In nanoimprint lithograhy, a stamp is pressed into the resist on wafer and leaves the desired pattern behind.
The difference is that the resist is removed mechanically instead of chemically.
For the case of chip lithography they'd probably make source masks, copy the first generation a time or two, and use those secondary source masks to produce consumable 'stamps' for production.
Hopefully the stamps maintain sufficient quality across at least a couple batches (50-100+?) of wafers.
Well, the costs of photolithography have skyrocketed recently, so that's a big part of it. I suspect that plus cost reductions for this tech is why it can be viable despite the masks needing to be remade periodically.
Can you give any sense of numbers because my intuition is telling me the process should be a win.
If it takes N days of very expensive process to make a mask and the mask can be used M times with cheaper process, what are the thresholds where it is not cost effective?
While everybody is looking at the SOTA factories, manufacturing is still constrained at the bigger nodes, and bringing the cost down at older processes looks like a worthy goal
Yeah, I definitely think it's worth pushing the boundaries at the far end, but the middle end it would be so cool to see dramatic evolution/price reductions there such that anybody could get an asic made (in a very large stamped node) a la PCBWay/Oshpark services almost.

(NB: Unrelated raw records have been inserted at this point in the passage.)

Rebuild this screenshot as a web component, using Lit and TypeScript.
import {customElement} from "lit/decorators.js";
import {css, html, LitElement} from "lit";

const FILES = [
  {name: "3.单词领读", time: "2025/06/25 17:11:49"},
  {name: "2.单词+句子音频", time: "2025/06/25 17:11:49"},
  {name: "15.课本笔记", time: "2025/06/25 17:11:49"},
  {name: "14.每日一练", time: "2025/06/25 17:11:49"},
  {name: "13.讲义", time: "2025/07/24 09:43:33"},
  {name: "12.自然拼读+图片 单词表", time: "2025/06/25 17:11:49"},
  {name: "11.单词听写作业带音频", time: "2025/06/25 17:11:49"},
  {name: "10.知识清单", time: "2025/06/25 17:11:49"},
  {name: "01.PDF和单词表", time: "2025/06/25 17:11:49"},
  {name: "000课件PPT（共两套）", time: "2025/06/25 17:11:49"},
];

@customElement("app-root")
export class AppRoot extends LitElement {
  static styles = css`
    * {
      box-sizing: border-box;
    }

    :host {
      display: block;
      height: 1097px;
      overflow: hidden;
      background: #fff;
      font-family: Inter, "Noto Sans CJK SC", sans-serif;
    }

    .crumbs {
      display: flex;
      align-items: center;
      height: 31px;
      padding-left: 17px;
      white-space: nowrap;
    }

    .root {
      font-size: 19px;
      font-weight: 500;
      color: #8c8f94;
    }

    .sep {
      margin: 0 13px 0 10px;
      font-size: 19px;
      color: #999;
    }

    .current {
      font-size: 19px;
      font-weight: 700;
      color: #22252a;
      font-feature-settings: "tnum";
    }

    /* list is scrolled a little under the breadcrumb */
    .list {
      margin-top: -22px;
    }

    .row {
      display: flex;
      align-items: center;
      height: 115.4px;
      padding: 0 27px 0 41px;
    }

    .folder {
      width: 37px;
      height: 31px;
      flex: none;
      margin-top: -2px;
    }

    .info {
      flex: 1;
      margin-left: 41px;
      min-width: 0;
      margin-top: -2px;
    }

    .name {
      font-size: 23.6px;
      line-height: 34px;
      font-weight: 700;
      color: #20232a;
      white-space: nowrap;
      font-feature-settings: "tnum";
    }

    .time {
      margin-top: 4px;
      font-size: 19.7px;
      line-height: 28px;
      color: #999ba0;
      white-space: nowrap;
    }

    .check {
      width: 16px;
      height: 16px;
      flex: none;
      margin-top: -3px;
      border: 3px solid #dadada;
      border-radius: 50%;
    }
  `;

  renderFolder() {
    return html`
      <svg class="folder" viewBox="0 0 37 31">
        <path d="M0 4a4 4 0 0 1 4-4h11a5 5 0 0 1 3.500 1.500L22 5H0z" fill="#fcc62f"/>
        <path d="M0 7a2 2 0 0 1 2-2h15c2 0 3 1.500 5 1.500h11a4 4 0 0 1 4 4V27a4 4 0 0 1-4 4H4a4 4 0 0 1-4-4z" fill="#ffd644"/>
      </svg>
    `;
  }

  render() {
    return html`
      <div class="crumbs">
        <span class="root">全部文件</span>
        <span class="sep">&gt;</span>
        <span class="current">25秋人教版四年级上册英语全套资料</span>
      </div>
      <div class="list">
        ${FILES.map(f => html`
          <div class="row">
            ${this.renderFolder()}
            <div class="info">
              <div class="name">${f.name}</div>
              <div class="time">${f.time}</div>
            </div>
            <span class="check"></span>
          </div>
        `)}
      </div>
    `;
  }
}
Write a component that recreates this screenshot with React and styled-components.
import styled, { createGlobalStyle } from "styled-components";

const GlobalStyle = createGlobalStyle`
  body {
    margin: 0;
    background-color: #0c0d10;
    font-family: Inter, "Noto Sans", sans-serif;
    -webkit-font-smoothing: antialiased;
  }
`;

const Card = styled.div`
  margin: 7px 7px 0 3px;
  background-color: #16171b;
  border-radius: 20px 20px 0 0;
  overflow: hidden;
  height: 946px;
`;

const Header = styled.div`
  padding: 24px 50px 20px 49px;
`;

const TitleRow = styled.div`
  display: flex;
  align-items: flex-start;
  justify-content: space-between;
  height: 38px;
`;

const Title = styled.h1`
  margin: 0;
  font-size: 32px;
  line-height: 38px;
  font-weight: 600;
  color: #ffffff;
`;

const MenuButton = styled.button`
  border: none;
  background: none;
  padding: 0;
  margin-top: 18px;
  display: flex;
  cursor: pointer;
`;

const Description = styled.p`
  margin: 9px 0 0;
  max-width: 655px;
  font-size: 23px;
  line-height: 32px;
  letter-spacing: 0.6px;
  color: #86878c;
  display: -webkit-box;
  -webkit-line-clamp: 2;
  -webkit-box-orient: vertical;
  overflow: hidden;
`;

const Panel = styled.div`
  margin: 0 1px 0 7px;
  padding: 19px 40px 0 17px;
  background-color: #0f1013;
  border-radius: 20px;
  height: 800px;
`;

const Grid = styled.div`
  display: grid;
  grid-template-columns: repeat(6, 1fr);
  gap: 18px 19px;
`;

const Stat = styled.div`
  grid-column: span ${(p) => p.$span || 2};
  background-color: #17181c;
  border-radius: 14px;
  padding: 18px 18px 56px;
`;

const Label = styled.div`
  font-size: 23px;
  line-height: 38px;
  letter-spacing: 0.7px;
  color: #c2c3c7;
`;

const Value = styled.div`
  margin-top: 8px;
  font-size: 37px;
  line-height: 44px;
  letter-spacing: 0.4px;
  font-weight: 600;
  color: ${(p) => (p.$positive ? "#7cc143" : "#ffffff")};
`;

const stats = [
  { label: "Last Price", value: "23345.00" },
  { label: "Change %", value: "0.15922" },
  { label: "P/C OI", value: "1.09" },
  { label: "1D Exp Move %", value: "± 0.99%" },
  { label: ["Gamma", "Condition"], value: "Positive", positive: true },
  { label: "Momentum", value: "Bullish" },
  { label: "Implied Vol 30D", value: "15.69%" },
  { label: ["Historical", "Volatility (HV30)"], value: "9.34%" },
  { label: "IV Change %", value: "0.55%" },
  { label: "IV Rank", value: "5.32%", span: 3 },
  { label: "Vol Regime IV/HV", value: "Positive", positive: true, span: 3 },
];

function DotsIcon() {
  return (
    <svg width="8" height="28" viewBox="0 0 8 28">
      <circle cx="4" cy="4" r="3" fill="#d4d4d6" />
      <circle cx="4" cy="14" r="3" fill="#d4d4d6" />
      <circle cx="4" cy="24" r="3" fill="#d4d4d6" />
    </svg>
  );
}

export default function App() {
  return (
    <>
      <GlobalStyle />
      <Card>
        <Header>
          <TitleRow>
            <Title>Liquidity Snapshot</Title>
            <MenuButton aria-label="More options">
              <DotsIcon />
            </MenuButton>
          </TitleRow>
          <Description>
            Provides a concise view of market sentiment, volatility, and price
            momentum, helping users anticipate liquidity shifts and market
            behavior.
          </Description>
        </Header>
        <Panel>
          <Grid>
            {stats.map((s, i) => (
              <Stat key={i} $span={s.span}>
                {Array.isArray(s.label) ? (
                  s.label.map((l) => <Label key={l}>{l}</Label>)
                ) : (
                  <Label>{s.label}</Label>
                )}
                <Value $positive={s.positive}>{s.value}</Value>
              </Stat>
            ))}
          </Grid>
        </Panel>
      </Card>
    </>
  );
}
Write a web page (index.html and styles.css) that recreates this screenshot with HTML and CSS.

Also keen to see us build silicon up into the 3rd dimension as far as we can, not stacking chips but just continuing to add more and more layers until z = x = y, similar to 3d printing I suppose, leading edge nodes don't really have the wiggle room for that sort of experimentation.
But a 20mm^2 multi-layer but "flat/traditional" 3nm chip vs a 20mm^3 50nm chunk of silicon layers would be super cool to play with!
Canon stock is basically unchanged and is underperforming the SP500 slightly on the 1Y, is the market wrong or is this not going to do anything? One would think disrupting chipmaking would be more reflected in the stock price.
"One hope of analysts had been that Canon might be able to sell the machines to China, something ASML can no longer do with its advanced tools due to US export controls."